Wednesday, November 17, 2010

Tuesday, November 16, 2010

#4 - southbound

I was 1/2 block away from the bus stop when I realized I had forgotten my phone at home. And I was expecting a call later that day. I walked home the 2 blocks, took the elevator up, walked down the hall, grabbed the phone, walked down the hall, took the elevator down, and walked back towards the bus stop.

A young woman in a head scarf got out of the back seat of a car parked on the side of the road and asked me for help. I took my headphones off as she held up a cell phone and asked if I knew where this place was -- the phone had the Kentucky Convention Center and its address on the screen. We were on Jefferson just past 6th Street. The Convention Center is on 4th Street. Unfortunately, Jefferson is one-way going west. I told her they needed to go around the block and drive up (or down) 4th Street (depending on which way they turned) and it would be at the corner, but I couldn't remember what the cross street was. Turns out, I think it's at 4th & Jefferson. She thanked me and I started to walk on. Then she called me back and gave me a piece of candy. Thanks!

# 4 - northbound

It was chilly, windy, and rainy. The bus was stopped at the light at 4th & Magnolia when a man on a bicycle approached from the west. I thought at first he was just crossing in front of us, but he was trying to board the bus. At the light, which is not a bus stop. For some reason it was moved up half a block, which always confuses people. The driver honked a few times, but, really, what do you do when a man stops in front of your bus? We sat through the light at least twice while he carried on a Queen Anne's Cordial Cherry box that was collapsing from the weight of the black trash bag inside or because of the water (the larger packing box that would hold the individual boxes for sale). He put the box on the shelf behind the driver's seat, and then he got off to hook the bike to the rack in front. The bicycle had curved handlebars.
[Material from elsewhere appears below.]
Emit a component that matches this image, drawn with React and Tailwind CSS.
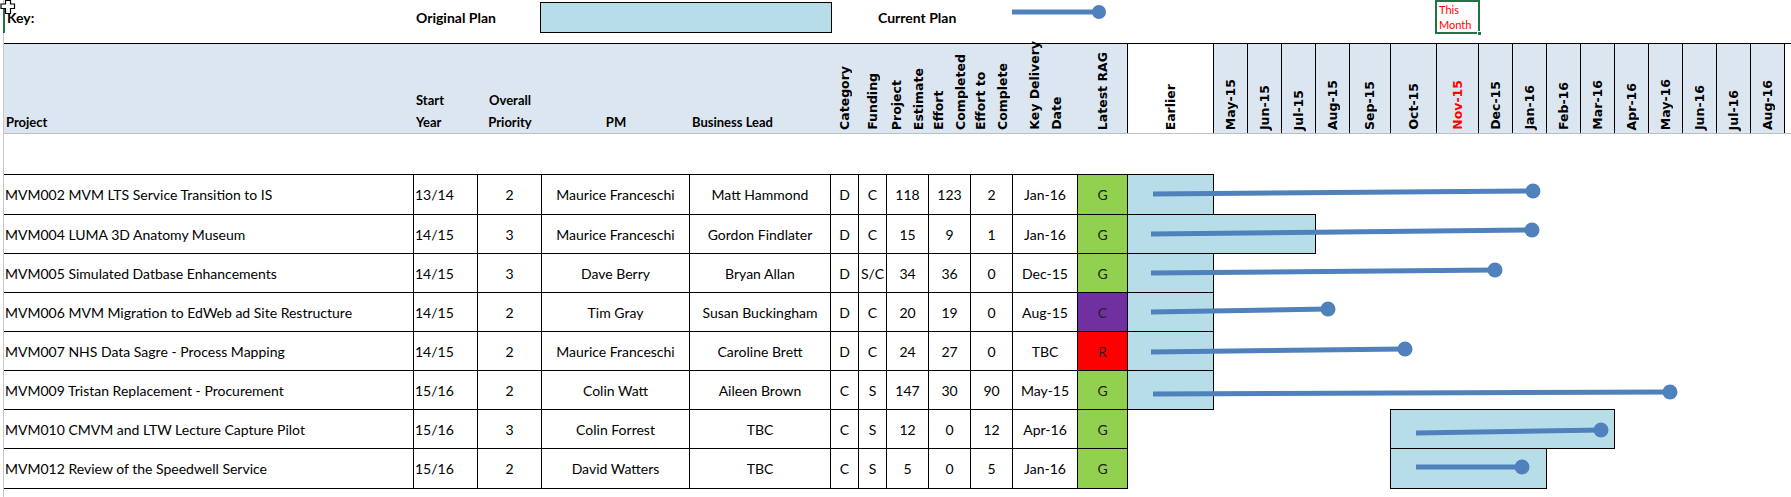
import React from "react";

const ROWS = [
  { project: "MVM002 MVM LTS Service Transition to IS", start: "13/14", priority: "2", pm: "Maurice Franceschi", lead: "Matt Hammond", cat: "D", fund: "C", est: "118", done: "123", todo: "2", date: "Jan-16", rag: "G", hc: "h-[40px]", h: 40, bar: [1127, 1213], line: [1153, 19, 1533, 16] },
  { project: "MVM004 LUMA 3D Anatomy Museum", start: "14/15", priority: "3", pm: "Maurice Franceschi", lead: "Gordon Findlater", cat: "D", fund: "C", est: "15", done: "9", todo: "1", date: "Jan-16", rag: "G", hc: "h-[39px]", h: 39, bar: [1127, 1315], line: [1151, 19, 1532, 15] },
  { project: "MVM005 Simulated Datbase Enhancements", start: "14/15", priority: "3", pm: "Dave Berry", lead: "Bryan Allan", cat: "D", fund: "S/C", est: "34", done: "36", todo: "0", date: "Dec-15", rag: "G", hc: "h-[39px]", h: 39, bar: [1127, 1213], line: [1151, 19, 1495, 16] },
  { project: "MVM006 MVM Migration to EdWeb ad Site Restructure", start: "14/15", priority: "2", pm: "Tim Gray", lead: "Susan Buckingham", cat: "D", fund: "C", est: "20", done: "19", todo: "0", date: "Aug-15", rag: "C", hc: "h-[39px]", h: 39, bar: [1127, 1213], line: [1151, 19, 1328, 16] },
  { project: "MVM007 NHS Data Sagre - Process Mapping", start: "14/15", priority: "2", pm: "Maurice Franceschi", lead: "Caroline Brett", cat: "D", fund: "C", est: "24", done: "27", todo: "0", date: "TBC", rag: "R", hc: "h-[39px]", h: 39, bar: [1127, 1213], line: [1151, 20, 1405, 17] },
  { project: "MVM009 Tristan Replacement - Procurement", start: "15/16", priority: "2", pm: "Colin Watt", lead: "Aileen Brown", cat: "C", fund: "S", est: "147", done: "30", todo: "90", date: "May-15", rag: "G", hc: "h-[39px]", h: 39, bar: [1127, 1213], line: [1153, 23, 1670, 21] },
  { project: "MVM010 CMVM and LTW Lecture Capture Pilot", start: "15/16", priority: "3", pm: "Colin Forrest", lead: "TBC", cat: "C", fund: "S", est: "12", done: "0", todo: "12", date: "Apr-16", rag: "G", hc: "h-[39px]", h: 39, bar: [1390, 1614], line: [1416, 23, 1601, 20] },
  { project: "MVM012 Review of the Speedwell Service", start: "15/16", priority: "2", pm: "David Watters", lead: "TBC", cat: "C", fund: "S", est: "5", done: "0", todo: "5", date: "Jan-16", rag: "G", hc: "h-[40px]", h: 40, bar: [1390, 1546], line: [1416, 18, 1522, 18] },
];

const MONTHS = [
  ["May-15", "w-[34px]"],
  ["Jun-15", "w-[34px]"],
  ["Jul-15", "w-[34px]"],
  ["Aug-15", "w-[34px]"],
  ["Sep-15", "w-[41px]"],
  ["Oct-15", "w-[46px]"],
  ["Nov-15", "w-[42px]", true],
  ["Dec-15", "w-[34px]"],
  ["Jan-16", "w-[34px]"],
  ["Feb-16", "w-[34px]"],
  ["Mar-16", "w-[34px]"],
  ["Apr-16", "w-[34px]"],
  ["May-16", "w-[34px]"],
  ["Jun-16", "w-[34px]"],
  ["Jul-16", "w-[34px]"],
  ["Aug-16", "w-[34px]"],
];

const RAG = {
  G: "bg-[#92d050]",
  C: "bg-[#7030a0]",
  R: "bg-[#ff0000]",
};

const GANTT_X = 1128;
const BLUE = "#4f81bd";

// rotated header text, reads bottom to top
function VLabel({ lines, red }) {
  return (
    <div
      className={`[writing-mode:vertical-rl] rotate-180 whitespace-nowrap font-['DejaVu_Sans',sans-serif] text-[12.5px] font-bold leading-[22px] ${
        red ? "text-[#ff0000]" : "text-black"
      }`}
    >
      {lines.map((l) => (
        <div key={l}>{l}</div>
      ))}
    </div>
  );
}

function VHead({ w, lines, className = "" }) {
  return (
    <div className={`${w} flex flex-col items-center justify-end pb-[3px] ${className}`}>
      <VLabel lines={lines} />
    </div>
  );
}

function Cell({ w, children, left, className = "" }) {
  return (
    <div
      className={`${w} flex items-center border-r border-black ${
        left ? "justify-start pl-[1px]" : "justify-center"
      } ${className}`}
    >
      <span className="whitespace-nowrap">{children}</span>
    </div>
  );
}

function Cursor() {
  return (
    <svg className="absolute left-0 top-0" width="16" height="15" viewBox="0 0 16 15">
      <path
        d="M5.5 0.5 H10.5 V4 H14.5 V8.5 H10.5 V13.5 H5.5 V8.5 H1 V4 H5.5 Z"
        fill="#fff"
        stroke="#000"
        strokeWidth="1.2"
      />
    </svg>
  );
}

export default function App() {
  return (
    <div className="relative h-[497px] w-[1791px] overflow-hidden bg-white font-['Lato',sans-serif] text-black">
      <div className="ml-[3px] h-full border-l border-[#c6c6c6]">
        {/* key */}
        <div className="flex h-[43px] items-start text-[14px] font-bold">
          <div className="w-[410px] pl-[3px] pt-[7px]">Key:</div>
          <div className="w-[126px] pl-[2px] pt-[7px]">Original Plan</div>
          <div className="mt-[2px] h-[31px] w-[292px] border border-black bg-[#b7dee8]" />
          <div className="ml-[46px] w-[134px] pt-[7px]">Current Plan</div>
          <svg width="100" height="30" className="shrink-0">
            <line x1="0" y1="12" x2="87" y2="12" stroke={BLUE} strokeWidth="5" />
            <circle cx="87" cy="12" r="7" fill={BLUE} />
          </svg>
          <div className="relative ml-[323px] h-[34px] w-[45px] border-2 border-[#217346] pl-[2px] text-[11px] font-normal leading-[15px] text-[#ff0000]">
            <div>This</div>
            <div>Month</div>
            <div className="absolute -bottom-[4px] -right-[4px] h-[5px] w-[5px] border border-white bg-[#217346]" />
          </div>
        </div>

        {/* header */}
        <div className="flex h-[91px] border-b border-t border-b-[#bfbfbf] border-t-black">
          <div className="flex w-[1124px] bg-[#dce6f1] text-[13px] font-bold leading-[22px]">
            <div className="flex w-[410px] items-end pl-[2px]">Project</div>
            <div className="flex w-[64px] flex-col justify-end pl-[2px]">
              <div>Start</div>
              <div>Year</div>
            </div>
            <div className="flex w-[64px] flex-col items-center justify-end">
              <div>Overall</div>
              <div>Priority</div>
            </div>
            <div className="flex w-[148px] items-end justify-center">PM</div>
            <div className="flex w-[141px] items-end pl-[2px]">Business Lead</div>
            <VHead w="w-[28px]" lines={["Category"]} />
            <VHead w="w-[28px]" lines={["Funding"]} />
            <VHead w="w-[42px]" lines={["Project", "Estimate"]} />
            <VHead w="w-[42px]" lines={["Effort", "Completed"]} />
            <VHead w="w-[42px]" lines={["Effort to", "Complete"]} />
            <VHead w="w-[65px]" lines={["Key Delivery", "Date"]} />
            <VHead w="w-[50px]" lines={["Latest RAG"]} className="border-r border-black" />
          </div>
          <VHead w="w-[86px]" lines={["Earlier"]} className="border-r border-black bg-white" />
          {MONTHS.map(([m, w, red]) => (
            <div
              key={m}
              className={`${w} flex flex-col items-center justify-end border-r border-black bg-[#dce6f1] pb-[3px]`}
            >
              <VLabel lines={[m]} red={red} />
            </div>
          ))}
          <div className="flex-1" />
        </div>

        {/* empty row */}
        <div className="h-[40px]" />

        {/* data */}
        <div className="h-px w-[1124px] bg-black" />
        {ROWS.map((r) => (
          <div key={r.project} className={`flex ${r.hc} text-[14px]`}>
            <div className="flex w-[1124px] border-b border-black">
              <Cell w="w-[410px]" left>{r.project}</Cell>
              <Cell w="w-[64px]" left>{r.start}</Cell>
              <Cell w="w-[64px]">{r.priority}</Cell>
              <Cell w="w-[148px]">{r.pm}</Cell>
              <Cell w="w-[141px]">{r.lead}</Cell>
              <Cell w="w-[28px]">{r.cat}</Cell>
              <Cell w="w-[28px]">{r.fund}</Cell>
              <Cell w="w-[42px]">{r.est}</Cell>
              <Cell w="w-[42px]">{r.done}</Cell>
              <Cell w="w-[42px]">{r.todo}</Cell>
              <Cell w="w-[65px]">{r.date}</Cell>
              <Cell w="w-[50px]" className={`${RAG[r.rag]} text-[#222]`}>{r.rag}</Cell>
            </div>
            <div className="relative w-[662px]">
              <div
                className="absolute -top-px border border-black bg-[#b7dee8]"
                style={{
                  left: r.bar[0] - GANTT_X,
                  width: r.bar[1] - r.bar[0] + 1,
                  height: r.h + 1,
                }}
              />
              <svg
                className="absolute left-0 top-0 overflow-visible"
                width="662"
                height={r.h}
              >
                <line
                  x1={r.line[0] - GANTT_X}
                  y1={r.line[1]}
                  x2={r.line[2] - GANTT_X}
                  y2={r.line[3]}
                  stroke={BLUE}
                  strokeWidth="5"
                />
                <circle cx={r.line[2] - GANTT_X} cy={r.line[3]} r="7.5" fill={BLUE} />
              </svg>
            </div>
          </div>
        ))}
      </div>

      {/* selection marker + pointer */}
      <div className="absolute left-[3px] top-[7px] h-[26px] w-[2px] bg-[#217346]" />
      <Cursor />
    </div>
  );
}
I got off at 4th & Broadway and walked to the Y wondering why I hadn't just stayed on the bus where it was dry and slightly warm. At 3rd & Chestnut, the 60-cent woman asked me for money. She had a plastic scarf on her head and was pushing her bicycle.

After the Y, I met R. outside his office and we walked home. My jeans were wet from earlier so I kept my gym-capris on. It was about 40 degrees, windy, and a little rainy. 4th Street Live was blocked off and checking IDs, which I try to avoid on principle (seriously, it's 6:30 at night and I'm just trying to walk home), so we went around. A man stopped us on the sidewalk on Muhammad Ali just past 4th Street. He was holding car keys. Excuse me... Can I ask you something... Now I'm not one of those bums...

I interrupted, seeing where this going.* I'm sorry, but it's cold, and I want to go home. We continued walking. You have to get to your Ask faster, especially when the weather is bad. I just finished an hour of Pi-Yo and my legs are bare. Speed it up. A few blocks later at 6th Street just south of Jefferson, I saw the same man in front of us as we cut through Jefferson Park. He walked over to the courthouse. This morning I felt a little guilty for not listening to him because maybe he really did have car trouble, but I seriously doubt it.

* The other week, we sat outside our building for a little bit after cleaning out the trunk of the car. R. had a blue tarp and I held a red dirt devil hand vacuum. A man approached us with a similar opening as the man from last night. He had a story about his car breaking down and Glassworks wanting him to get it out of their lot and he had used the last of his money to repair the leaking fuel tank and now needed gas money to get back to Lexington. R. directed him to the travelers assistance center a few blocks away, which will give you cash for just this type of situation. The man said he'd head back to the convention center and see if he could call someone. A few minutes later, we saw him stop a man on the other side of the light, the opposite direction of the convention center.

As an aside, there is not an official Glassworks parking lot -- there are a few lots around the building but they are run by companies contracted with the city. All they will do if your car is there is give you a ticket for not pre-paying for your space. Maybe, eventually, they'd tow you, but you probably have to get a few tickets first, and his car had only been there overnight. Also, there are no gates at the lots, so you could just drive off and not pay the tickets if you happened to be here from out-of-town and weren't concerned about getting caught later.